The Day Iceland Stood Still
IS, 2024, 70 min, Icelandic with English subtitles, English
Regie: Pamela Hogan
Freitag
8. November
20:30
Heimatsaal im Volkskundemuseum
Paulustorgasse 13a, 1. Stock
FILMGESPRÄCH
with producer and strike participant Hrafnhildur Gunnarsdóttir
CO-PRÄSENTIERT VON
Grazer Frauenrat
When 90% of Iceland’s women walked off the job and out of their homes one morning in 1975 refusing to work, cook, or take care of the children, the country came to a standstill. Unexpectedly funny and told for the first time, this is the true story of one day that catapulted Iceland to the world’s superpower of gender equality.
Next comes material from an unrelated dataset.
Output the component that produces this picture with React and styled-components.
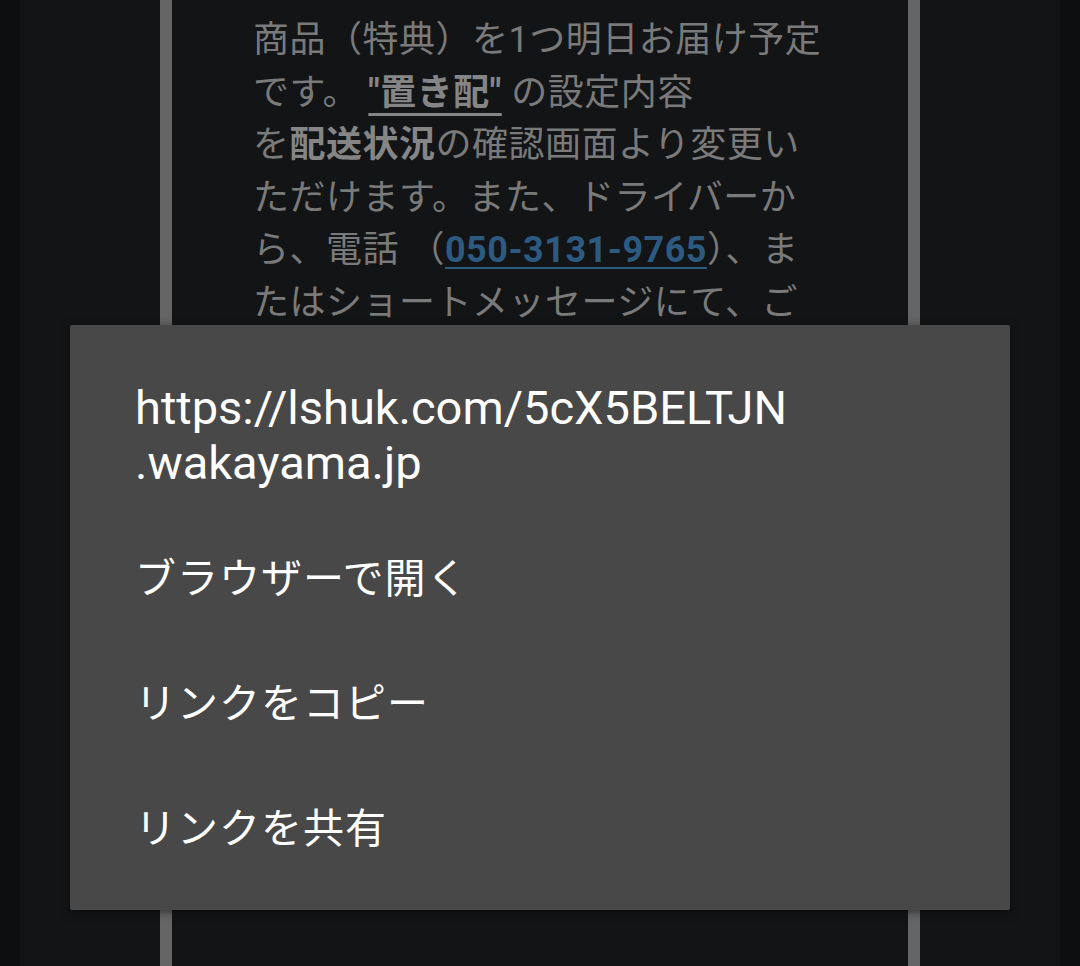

The Day Iceland Stood Still is a collaboration between U.S. director Pamela Hogan, who campaigned as a high school student in the 1970s with her activist mother to pass the Equal Rights Amendment, and Icelandic producer Hrafnhildur Gunnarsdóttir, who at the age of 7 accompanied her mother to that very strike in 1975. She thought that when she woke up the next morning “everything would be perfect.” The E.R.A. never passed, and Iceland still isn’t perfect - but it’s the only country to have closed over 90% of its gender gap, and committed to reaching full equality in the near future.
There’s a famous saying: “The only thing new in the world is the history you do not know.” The Day Iceland Stood Still inspires viewers to re-imagine the possible.